Enclosure, Templepark, Co. Galway
Co. Galway |
Enclosures
A low, oval bank running across a north-south ridge in County Galway does not announce itself as anything remarkable.
It sits in undulating pastureland above the Ballinure River, worn down to a maximum height of barely half a metre, its earthen walls spread to about two and a half metres wide. Yet the shape it traces, roughly 46 metres from north to south and 30 metres east to west, is the outline of an enclosure that predates, and was partially consumed by, the very church that now stands beside it.

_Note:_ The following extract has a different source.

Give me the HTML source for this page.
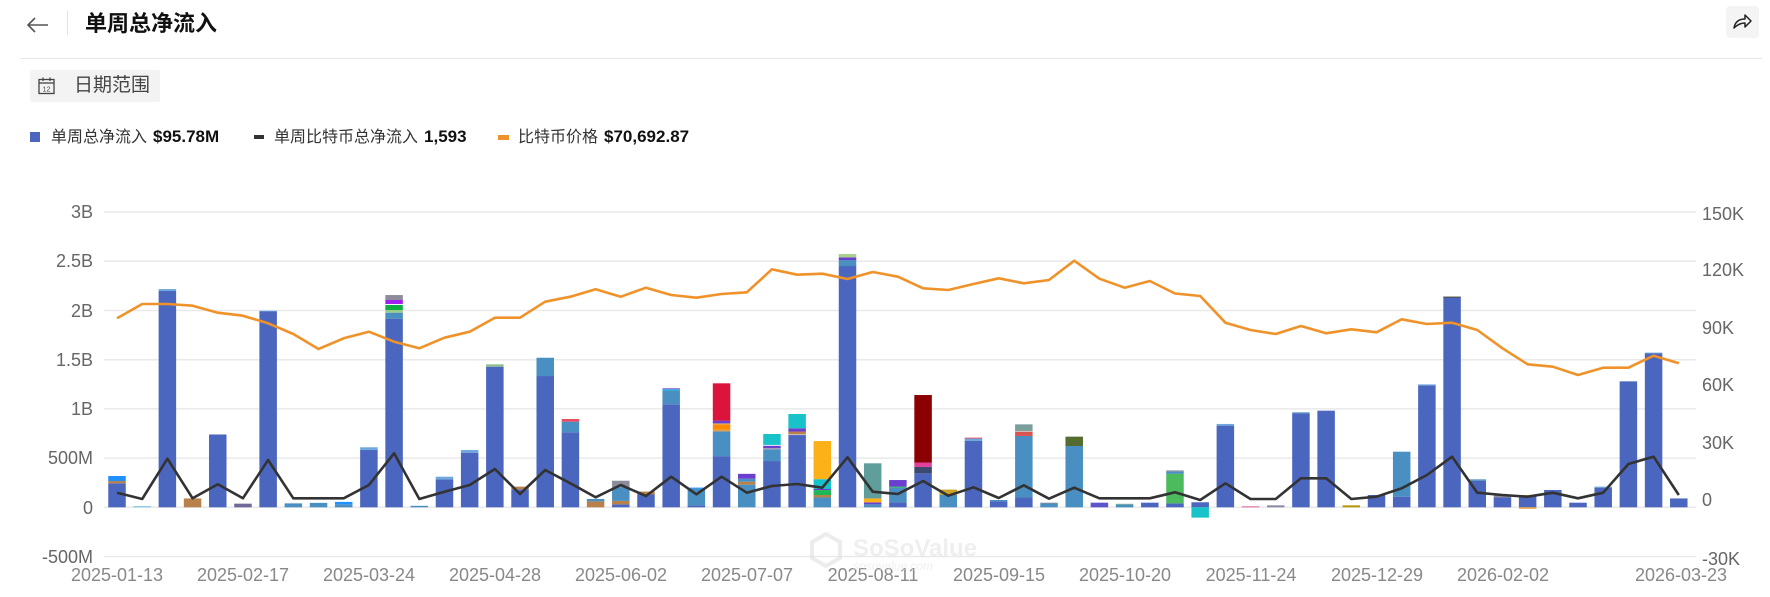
<!DOCTYPE html>
<html><head><meta charset="utf-8">
<style>
*{margin:0;padding:0;box-sizing:border-box}
body{width:1770px;height:597px;background:#fff;overflow:hidden;position:relative;font-family:"Liberation Sans","Noto Sans CJK SC",sans-serif;color:#222}
.abs{position:absolute}
.title{left:85px;top:8px;font-size:22px;font-weight:bold;color:#111;line-height:32px}
.hr{left:20px;top:58px;width:1742px;height:1px;background:#e6e6e6}
.btn{left:30px;top:70px;width:130px;height:32px;background:#f3f3f3;border-radius:2px}
.btn span{position:absolute;left:44px;top:5px;font-size:19px;color:#444;line-height:22px}
.share{left:1726px;top:6px;width:33px;height:32px;background:#f4f4f4;border-radius:4px}
.legend{top:126px;font-size:16px;line-height:22px;color:#333;white-space:nowrap}
.legend b{color:#111;font-size:17px;margin-left:6px}
.mk{position:absolute}
svg text{font-family:"Liberation Sans",sans-serif}
</style></head><body>
<svg class="abs" style="left:25px;top:14px" width="26" height="22" viewBox="0 0 26 22"><path d="M23 11H3M10 4L3 11L10 18" fill="none" stroke="#555" stroke-width="1.6"/></svg>
<div class="abs" style="left:67px;top:10px;width:1px;height:25px;background:#e3e3e3"></div>
<div class="abs title">单周总净流入</div>
<div class="abs share"><svg width="33" height="32" viewBox="0 0 33 32"><path d="M8 22C9 16 13 13 19 13V9L25 15L19 21V17C14 17 11 19 8 22Z" fill="none" stroke="#222" stroke-width="1.5" stroke-linejoin="round"/></svg></div>
<div class="abs hr"></div>
<div class="abs btn"><svg style="position:absolute;left:8px;top:7px" width="17" height="18" viewBox="0 0 17 18"><rect x="1" y="2.5" width="15" height="14" fill="none" stroke="#444" stroke-width="1.3"/><line x1="1" y1="6" x2="16" y2="6" stroke="#444" stroke-width="1.3"/><line x1="5" y1="0.5" x2="5" y2="4" stroke="#444" stroke-width="1.3"/><line x1="12" y1="0.5" x2="12" y2="4" stroke="#444" stroke-width="1.3"/><text x="8.5" y="14.5" font-size="7" text-anchor="middle" fill="#444">12</text></svg><span>日期范围</span></div>

<div class="abs legend" style="left:30px"><span class="mk" style="left:0;top:6px;width:10px;height:10px;background:#4b66be"></span><span style="margin-left:21px">单周总净流入</span><b>$95.78M</b></div>
<div class="abs legend" style="left:254px"><span class="mk" style="left:0;top:9px;width:10px;height:4px;background:#333"></span><span style="margin-left:20px">单周比特币总净流入</span><b>1,593</b></div>
<div class="abs legend" style="left:498px"><span class="mk" style="left:0;top:9px;width:11px;height:5px;background:#f0922a"></span><span style="margin-left:20px">比特币价格</span><b>$70,692.87</b></div>

<svg class="abs" style="left:0;top:0" width="1770" height="597" id="ch">
<g stroke="#e9e9e9" stroke-width="1.5">
<line x1="104" x2="1696" y1="212" y2="212"/><line x1="104" x2="1696" y1="261.2" y2="261.2"/><line x1="104" x2="1696" y1="310.5" y2="310.5"/><line x1="104" x2="1696" y1="359.7" y2="359.7"/><line x1="104" x2="1696" y1="408.9" y2="408.9"/><line x1="104" x2="1696" y1="458.1" y2="458.1"/><line x1="104" x2="1696" y1="507.3" y2="507.3"/><line x1="104" x2="1696" y1="556.5" y2="556.5"/>
</g>
<g font-size="18" fill="#666" text-anchor="end">
<text x="93" y="218">3B</text><text x="93" y="267">2.5B</text><text x="93" y="317">2B</text><text x="93" y="366">1.5B</text><text x="93" y="415">1B</text><text x="93" y="464">500M</text><text x="93" y="514">0</text><text x="93" y="563">-500M</text>
</g>
<g font-size="18" fill="#666">
<text x="1702" y="220">150K</text><text x="1702" y="276">120K</text><text x="1702" y="334">90K</text><text x="1702" y="391">60K</text><text x="1702" y="449">30K</text><text x="1702" y="506">0</text><text x="1702" y="565">-30K</text>
</g>
<g font-size="18" fill="#888" text-anchor="middle">
<text x="117" y="581">2025-01-13</text><text x="243" y="581">2025-02-17</text><text x="369" y="581">2025-03-24</text><text x="495" y="581">2025-04-28</text><text x="621" y="581">2025-06-02</text><text x="747" y="581">2025-07-07</text><text x="873" y="581">2025-08-11</text><text x="999" y="581">2025-09-15</text><text x="1125" y="581">2025-10-20</text><text x="1251" y="581">2025-11-24</text><text x="1377" y="581">2025-12-29</text><text x="1503" y="581">2026-02-02</text><text x="1681" y="581">2026-03-23</text>
</g>
<g id="bars"></g>
<g opacity="0.55">
<path d="M826 534L840 542V558L826 566L812 558V542Z" fill="none" stroke="#ddd" stroke-width="4"/>
<text x="853" y="556" font-size="24" font-weight="bold" fill="#e2e2e2">SoSoValue</text>
<text x="853" y="570" font-size="12" font-style="italic" fill="#e2e2e2">sosovalue.com</text>
</g>
<polyline id="pl" fill="none" stroke="#f0922a" stroke-width="2.6" stroke-linejoin="round"/>
<polyline id="bl" fill="none" stroke="#333" stroke-width="2.6" stroke-linejoin="round"/>
</svg>
<script>
var M='#4b66be',S='#4a8fc1',L='#6fa8dc',C='#17c3c8',P='#6a3fd0',R='#dc143c',O='#ff8c00',Y='#fbb117',G='#1db954',T='#b8804a',DR='#8b0000',TE='#5f9e9a',OL='#556b2f',GR='#8c8c9a',PK='#e0409a';
var D=[
[[.244,M],[.023,T],[.051,'#1e90ff']],[[.012,'#7ec8e3']],[[2.198,M],[.02,L]],[[.09,T]],[[.74,M]],[[.037,'#6f6a9a']],[[1.99,M],[.008,L]],[[.04,S]],[[.045,S]],[[.03,S],[.025,'#1e90ff']],
[[.582,M],[.028,L]],[[1.917,M],[.061,S],[.027,'#9acd8a'],[.051,'#0cb040'],[.01,'#fff'],[.041,'#a020f0'],[.05,GR]],[[.015,S]],[[.284,M],[.027,L]],[[.555,M],[.027,L]],[[1.429,M],[.024,'#8fbc8f']],[[.183,M],[.027,T]],[[1.334,M],[.186,S]],[[.762,M],[.108,S],[.027,'#e84a5f']],[[.06,T],[.025,S]],
[[.03,M],[.035,T],[.14,S],[.065,GR]],[[.13,M],[.03,T]],[[1.047,M],[.14,S],[.012,'#1ec8e8'],[.01,P]],[[.02,M],[.17,S],[.01,'#1e90ff']],[[.52,M],[.25,S],[.017,'#d4a060'],[.056,O],[.01,'#d4a060'],[.028,P],[.379,R]],[[.23,S],[.03,T],[.03,S],[.05,P]],[[.47,M],[.12,S],[.01,'#aaa'],[.027,P],[.007,'#fff'],[.111,C]],[[.735,M],[.007,'#ccc'],[.028,T],[.033,P],[.145,C]],[[.1,S],[.025,T],[.05,G],[.011,P],[.1,C],[.387,Y]],[[2.452,M],[.061,S],[.027,P],[.034,'#a8d08d']],
[[.03,S],[.02,P],[.04,Y],[.357,TE]],[[.05,M],[.15,S],[.01,G],[.067,P]],[[.345,M],[.065,'#3c4a6e'],[.045,PK],[.686,DR]],[[.125,S],[.055,'#c9a227']],[[.674,M],[.025,L],[.009,'#e84a5f']],[[.06,M],[.014,S]],[[.1,M],[.625,S],[.044,'#d9534f'],[.007,'#ccc'],[.067,'#7a9e9a']],[[.04,S],[.007,GR]],[[.623,S],[.095,OL]],[[.047,'#5a55c8']],
[[.03,S],[.006,'#8fbc8f']],[[.047,M]],[[.04,M],[.3,'#4cbb5e'],[.025,S],[.01,GR]],[[.051,M]],[[.83,M],[.017,L]],[[.01,'#e0609a']],[[.02,'#8a8aa8']],[[.955,M],[.01,S]],[[.982,M]],[[.02,'#b8960c']],
[[.125,M]],[[.108,M],[.457,S]],[[1.24,M],[.009,L]],[[2.13,M],[.011,'#333']],[[.27,M],[.014,S]],[[.1,M],[.025,GR]],[[.115,M],[.01,Y]],[[.176,M]],[[.047,M]],[[.2,M],[.01,L]],
[[1.28,M]],[[1.565,M],[.007,L]],[[.09,M]]];
var priceY=[318.3,304,304,305.7,312.7,315.7,323.3,334,349,338.3,331.7,341.7,348.3,337.7,331.7,317.7,317.7,301.7,296.7,289.3,296.7,287.7,295,297.7,294,292.3,269.3,274.7,273.7,279,272,276.7,288.3,290,284,278.3,283.3,280,260.7,278.7,287.7,281,293.5,296,322.7,330,334,326,333.3,329.3,332.3,319.3,324,322.7,330,348.3,364.3,366.7,375,367.7,367.7,355.7,363.3];
var blackY=[492.7,499,458.7,498.3,484.3,498.3,460,498.3,498.3,498.3,485,453.3,499,491.7,485,469,494,470,483.3,497.3,485,496,476.7,494.3,476.7,492.7,486,484,487.7,457.3,491.7,494,481,495.7,487.3,498,485.3,498.7,487.7,498.3,498.3,498.3,492.3,500,483.3,499,499,478.3,478.3,499,496.7,488.3,475,456.7,492.7,495,496.7,492.7,498.3,492.7,464,456.7,495];
var NS='http://www.w3.org/2000/svg',g=document.getElementById('bars'),z=507.3,k=98.4;
function rect(x,y,h,c){var r=document.createElementNS(NS,'rect');r.setAttribute('x',x);r.setAttribute('y',y);r.setAttribute('width',17.5);r.setAttribute('height',Math.max(h,0.8));r.setAttribute('fill',c);g.appendChild(r);}
var pp=[],bp=[];
for(var i=0;i<63;i++){var cx=117+25.19*i,x=cx-8.75,acc=0;
 D[i].forEach(function(s){var y0=z-(acc+s[0])*k;rect(x,y0,s[0]*k,s[1]);acc+=s[0];});
 pp.push(cx.toFixed(1)+','+priceY[i]);bp.push(cx.toFixed(1)+','+blackY[i]);}
rect(117+25.19*43-8.75,z,0.105*k,C);
rect(117+25.19*56-8.75,z,1.5,'#e8a040');
document.getElementById('pl').setAttribute('points',pp.join(' '));
document.getElementById('bl').setAttribute('points',bp.join(' '));
</script>
</body></html>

Enclosures of this kind are a recurring feature of the Irish archaeological landscape, oval or roughly circular banks of earth that once defined a bounded space, sometimes domestic, sometimes ceremonial, sometimes associated with early ecclesiastical settlement. What makes this particular example at Templepark quietly telling is the relationship between the enclosure and the later church to its immediate south-east. The church, along with a small adjoining enclosure, has been built directly over the earlier bank, destroying it from the east round to the south-south-east. The earlier feature was simply absorbed, its arc interrupted and partially erased by whatever came after. A series of associated earthworks nearby adds further texture to the site, suggesting this was not a single isolated feature but part of a broader pattern of activity on the ridge. The sequence, an older enclosure overlaid by a Christian building, is not uncommon in Ireland, where early monasteries and churches frequently occupied sites that had already accumulated significance over generations.